("Pero escribí, y me muero por mi cuenta
porque escribí, porque escribí estoy vivo" L.)
Puede haber sido la lluvia. Sí, seguro que fue la lluvia, y caminar debajo de ella (de la lluvia) como una sombra contenta, como una sombra. En las orejas Luar na lubre, en una mano el bolsillo y en la otra el maletín de cuero. En la cabeza la memoria fresca de la historia confusa de Julián y su espera (y sus árboles grandes y chicos), y la recaída en la psicosis infantil de sentir la propia vida como un relato, un relato ajeno: caminar hacia el metro -debajo de la lluvia- como una sombre contenta, como una sombra. Sobre todo, resulta tremendo saber, de pronto tener la certeza (aunque sea una certeza chica y antiquísima, siempre la misma) de que uno es más confuso y menos urgido que la otra gente del vagón, que la solución a esta angustia que uno trae apelotonada en la garganta (y su causa) no es el estrés -que lo hay-, ni el cansancio, ni la incertidumbre.
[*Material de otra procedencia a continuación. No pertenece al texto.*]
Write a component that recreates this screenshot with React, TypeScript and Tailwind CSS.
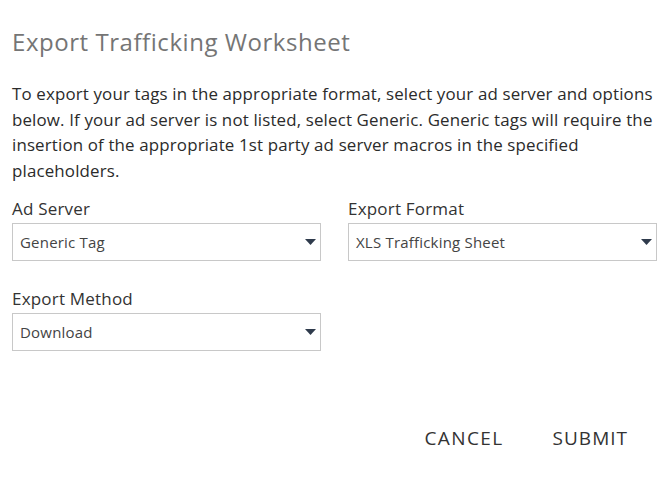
import React from "react";

function Caret() {
  return (
    <svg width="11" height="6" viewBox="0 0 11 6" className="shrink-0">
      <path d="M0 0 L11 0 L5.5 6 Z" fill="#2f3b4c" />
    </svg>
  );
}

function Field({ label, value }: { label: string; value: string }) {
  return (
    <div className="flex flex-col">
      <div className="text-[17px] leading-[20px] text-[#333333] mb-[4px] tracking-[0.2px]">{label}</div>
      <div className="h-[38px] border border-[#c8c8c8] flex items-center justify-between pl-[7px] pr-[4px]">
        <span className="text-[15px] text-[#444444] tracking-[0.2px]">{value}</span>
        <Caret />
      </div>
    </div>
  );
}

export default function App() {
  return (
    <div className="w-[670px] h-[493px] bg-white pl-[12px] pr-[13px] pt-[27px]" style={{ fontFamily: '"Open Sans", sans-serif' }}>
      <h1 className="text-[24px] leading-[30px] text-[#757575] tracking-[0.55px]">Export Trafficking Worksheet</h1>
      <p className="mt-[24px] text-[16.9px] leading-[25.7px] text-[#2b2b2b] tracking-[0.15px]">
        To export your tags in the appropriate format, select your ad server and options below. If your ad server is not listed, select Generic. Generic tags will require the insertion of the appropriate 1st party ad server macros in the specified placeholders.
      </p>
      <div className="mt-[15px] grid grid-cols-2 gap-x-[27px] gap-y-[28px]">
        <Field label="Ad Server" value="Generic Tag" />
        <Field label="Export Format" value="XLS Trafficking Sheet" />
        <Field label="Export Method" value="Download" />
      </div>
      <div className="mt-[75px] flex justify-end gap-[49px] pr-[29px]">
        <button className="text-[19px] leading-[24px] text-[#333333] tracking-[1.4px]">CANCEL</button>
        <button className="text-[19px] leading-[24px] text-[#333333] tracking-[1px]">SUBMIT</button>
      </div>
    </div>
  );
}
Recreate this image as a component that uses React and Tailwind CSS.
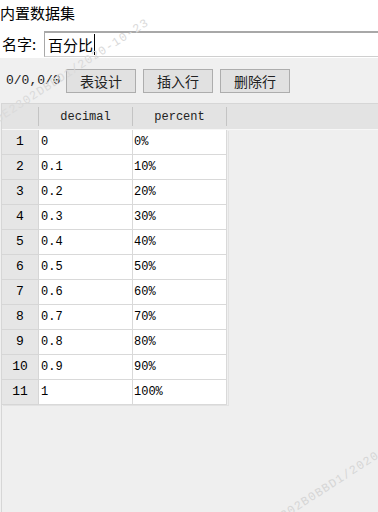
import React from "react";

const rows = [
  ["0", "0%"],
  ["0.1", "10%"],
  ["0.2", "20%"],
  ["0.3", "30%"],
  ["0.4", "40%"],
  ["0.5", "50%"],
  ["0.6", "60%"],
  ["0.7", "70%"],
  ["0.8", "80%"],
  ["0.9", "90%"],
  ["1", "100%"],
];

const cjk = "font-['Microsoft_YaHei','Noto_Sans_CJK_SC',sans-serif]";
const mono = "font-['Liberation_Mono','Noto_Sans_CJK_SC',monospace]";

function ToolButton({ children }) {
  return (
    <button
      type="button"
      className={`h-[24px] w-[70px] border border-[#adadad] bg-[#e1e1e1] text-[14px] leading-none text-[#222] ${cjk}`}
    >
      {children}
    </button>
  );
}

export default function App() {
  return (
    <div className="relative h-[512px] w-[378px] overflow-hidden bg-[#f0f0f0] text-black">
      {/* name area */}
      <div className="h-[58px] bg-white">
        <div className={`h-[31px] pt-[3px] text-[15px] leading-[20px] ${cjk}`}>内置数据集</div>
        <div className="flex h-[26px] items-center">
          <div className={`w-[44px] pl-[2px] text-[15px] ${cjk}`}>名字:</div>
          <div className="-mr-[4px] flex h-[26px] flex-1 items-center border border-t-2 border-[#a8a8a8] border-b-[#cfcfcf] bg-white pl-[3px]">
            <span className={`text-[15px] leading-none ${cjk}`}>百分比</span>
            <span className="ml-px h-[21px] w-px bg-black" />
          </div>
        </div>
      </div>

      {/* toolbar */}
      <div className="flex h-[45px] items-center">
        <div className={`w-[66px] pl-[6px] text-[13px] text-[#222] ${mono}`}>0/0,0/0</div>
        <div className="flex gap-[7px]">
          <ToolButton>表设计</ToolButton>
          <ToolButton>插入行</ToolButton>
          <ToolButton>删除行</ToolButton>
        </div>
      </div>

      {/* table */}
      <div className="ml-px h-[409px] border-l border-t border-[#d6d6d6] bg-[#efefef]">
        <div className="flex h-[26px] items-center border-b border-[#f7f7f7] bg-[#e3e3e3]">
          <div className="h-[19px] w-[37px] border-r border-[#c4c4c4]" />
          <div className={`flex h-[19px] w-[94px] items-center justify-center border-r border-[#c4c4c4] text-[12px] text-[#222] ${mono}`}>
            decimal
          </div>
          <div className={`flex h-[19px] w-[94px] items-center justify-center border-r border-[#c4c4c4] text-[12px] text-[#222] ${mono}`}>
            percent
          </div>
        </div>
        <div className="w-[226px] shadow-[1px_1px_0_#e2e2e2]">
          {rows.map(([d, p], i) => (
            <div key={i} className="flex h-[25px]">
              <div className={`flex w-[37px] items-center justify-center border-b border-r border-[#d6d6d6] bg-[#e6e6e6] text-[13px] text-black ${mono}`}>
                {i + 1}
              </div>
              <div className={`flex w-[94px] items-center border-b border-r border-[#d9d9d9] bg-white pl-[2px] text-[12px] ${mono}`}>
                {d}
              </div>
              <div className={`flex w-[94px] items-center border-b border-r border-[#d9d9d9] bg-white pl-[1px] text-[12px] ${mono}`}>
                {p}
              </div>
            </div>
          ))}
        </div>
      </div>

      {/* watermarks */}
      <div
        className={`pointer-events-none absolute left-[-18px] top-[62px] origin-center -rotate-[33deg] whitespace-nowrap text-[12px] tracking-[1px] text-[#dadada] ${mono}`}
      >
        0E2302DBBD1/2020-10-23
      </div>
      <div
        className={`pointer-events-none absolute left-[246px] top-[470px] origin-center -rotate-[33deg] whitespace-nowrap text-[12px] tracking-[1px] text-[#d6d6d6] ${mono}`}
      >
        0E2302B0BBD1/2020-10-23
      </div>
    </div>
  );
}
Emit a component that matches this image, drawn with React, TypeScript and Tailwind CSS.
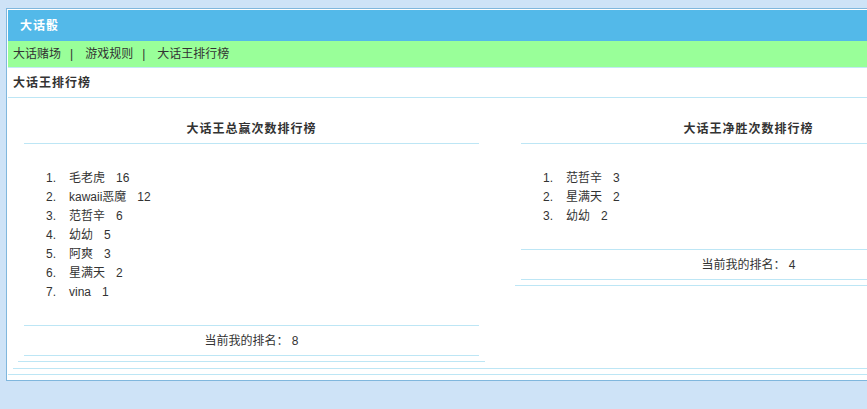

Saber (y aferrarse a esa rama del árbol chiquitito) que la enfermedad es no-escribir, que uno está pálido, triste y cagado de frío porque hace tiempo que no escribe, y no se puede vivir así. Y ahora mismo, saber que mientras se escribe también se está cagado de frío, y un poco triste, y un poco pálido, pero es otra cosa. Una manera absolutamente distinta de estar igual que antes. Seguro que la lluvia (los cordelitos de agua) tiene que ver, y mañana en la mañana cuando camine otra vez por los mismos sitios voy a ser una sombra menos contenta y más oscura, una sombra que escribió.